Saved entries
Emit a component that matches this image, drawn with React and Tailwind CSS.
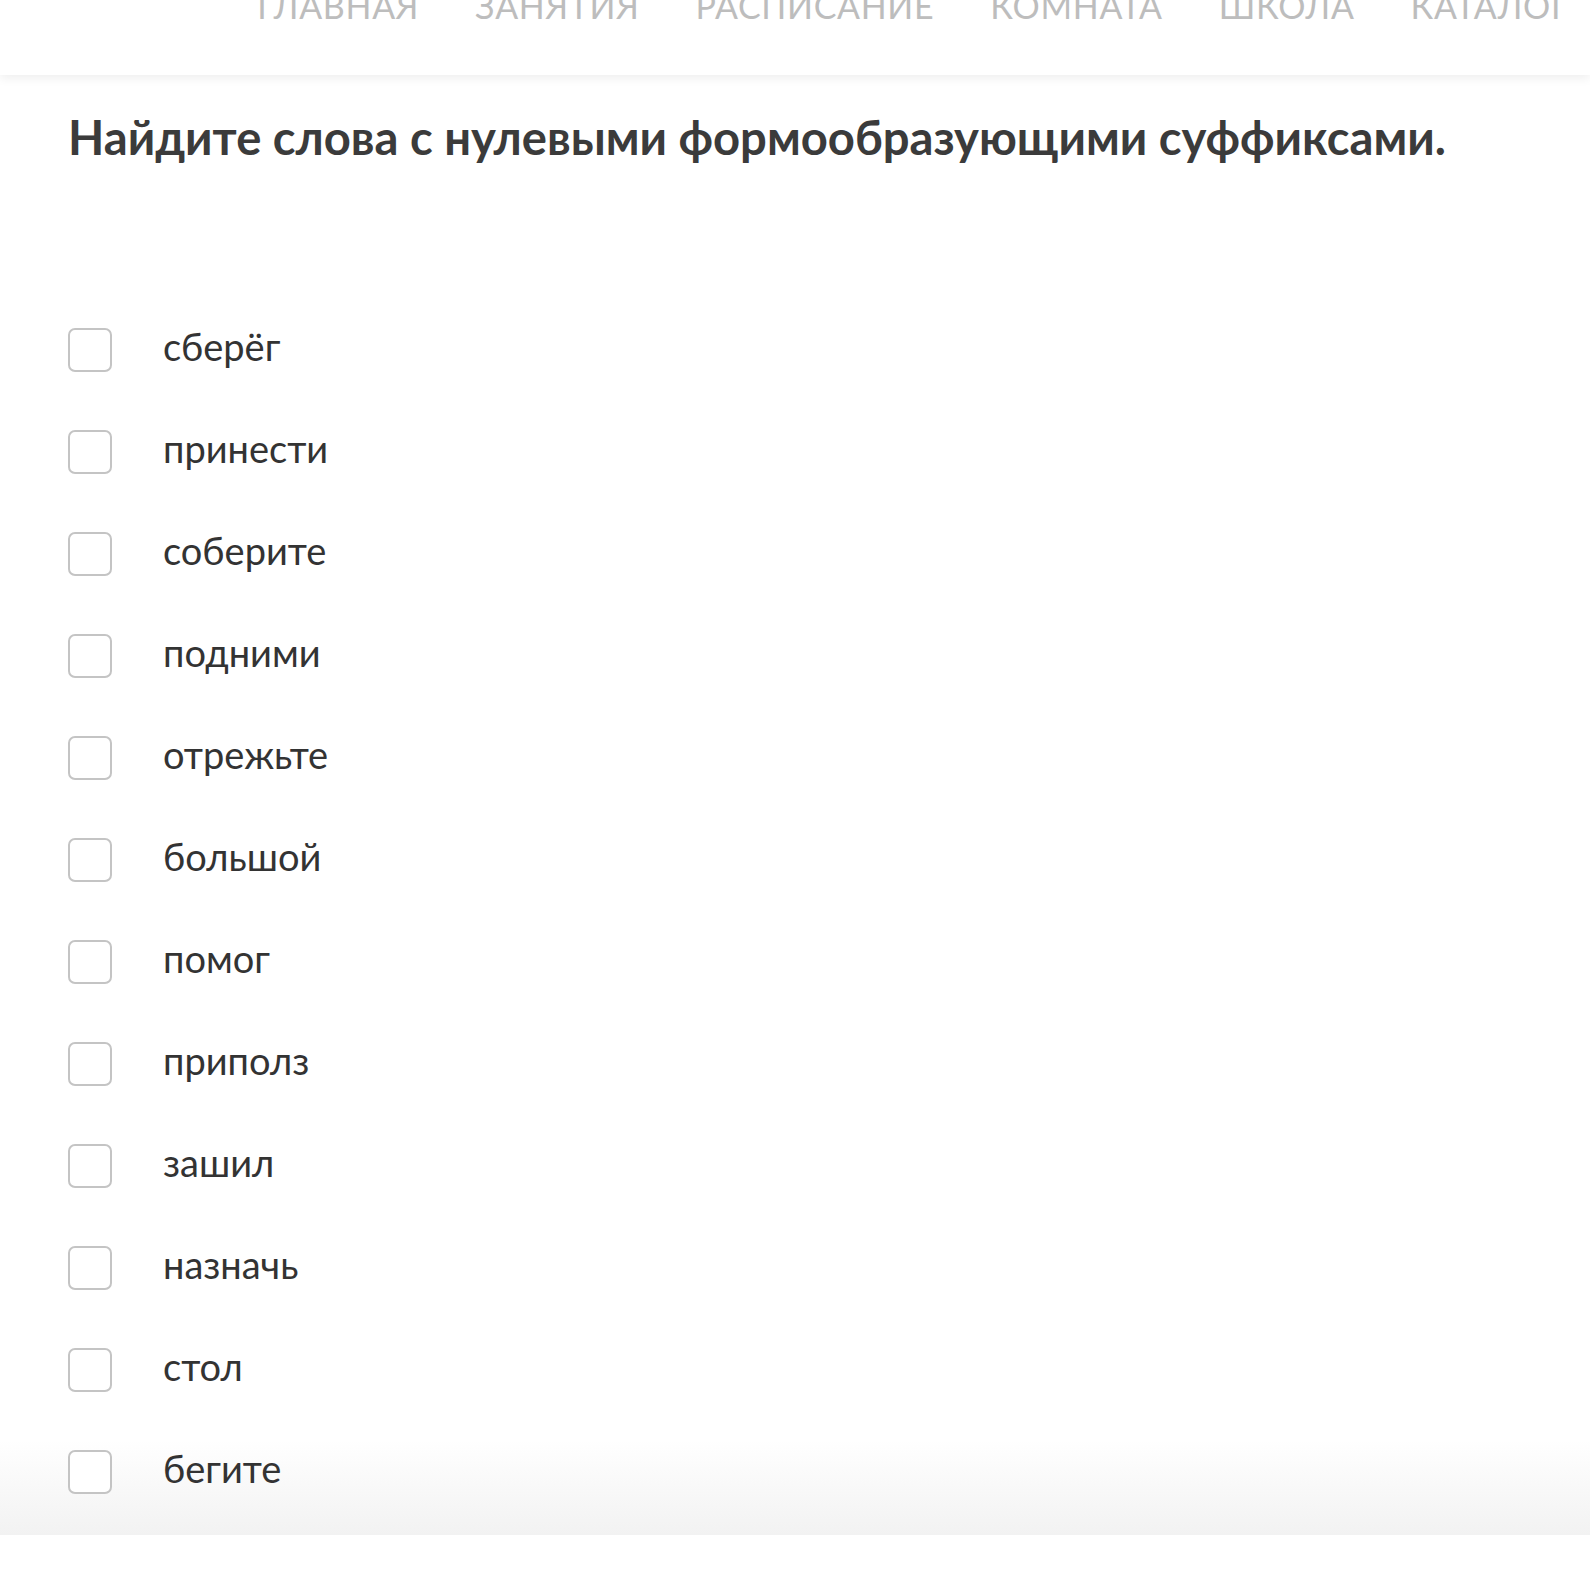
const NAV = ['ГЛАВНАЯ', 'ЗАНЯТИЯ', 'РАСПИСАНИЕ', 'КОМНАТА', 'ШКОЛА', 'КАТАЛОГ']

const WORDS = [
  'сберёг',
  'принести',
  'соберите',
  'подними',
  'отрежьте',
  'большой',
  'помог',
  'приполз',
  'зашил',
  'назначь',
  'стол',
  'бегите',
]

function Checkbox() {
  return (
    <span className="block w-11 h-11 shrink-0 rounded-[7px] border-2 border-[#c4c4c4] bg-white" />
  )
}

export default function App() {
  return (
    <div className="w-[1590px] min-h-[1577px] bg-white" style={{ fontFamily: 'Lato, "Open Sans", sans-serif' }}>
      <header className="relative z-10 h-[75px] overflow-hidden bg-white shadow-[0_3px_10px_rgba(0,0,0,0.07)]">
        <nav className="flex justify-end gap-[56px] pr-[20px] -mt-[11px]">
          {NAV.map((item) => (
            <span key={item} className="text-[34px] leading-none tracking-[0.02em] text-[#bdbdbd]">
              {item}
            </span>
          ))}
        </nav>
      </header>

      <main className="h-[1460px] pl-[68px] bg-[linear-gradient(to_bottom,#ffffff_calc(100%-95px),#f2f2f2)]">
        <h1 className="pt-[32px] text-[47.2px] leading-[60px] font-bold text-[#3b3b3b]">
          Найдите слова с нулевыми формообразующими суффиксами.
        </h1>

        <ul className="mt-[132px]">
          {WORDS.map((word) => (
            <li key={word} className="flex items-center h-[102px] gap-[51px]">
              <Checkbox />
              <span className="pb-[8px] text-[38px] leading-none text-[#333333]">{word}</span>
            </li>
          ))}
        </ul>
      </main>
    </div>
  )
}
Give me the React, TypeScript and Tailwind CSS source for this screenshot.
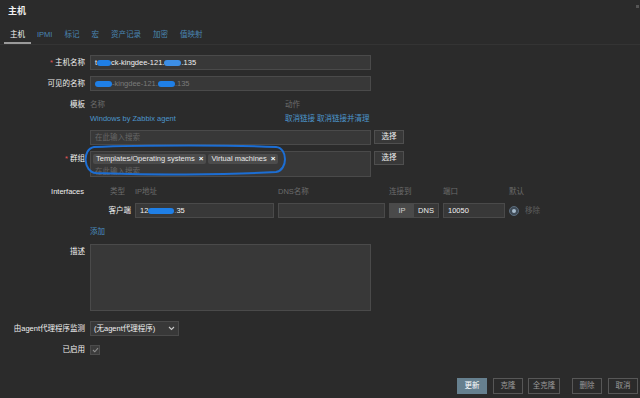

### WHAT IS NEEDED
What is the number of lines in the listing above that contain the string "Tailwind"? Give only the number.

### CORRECT RESPONSE
2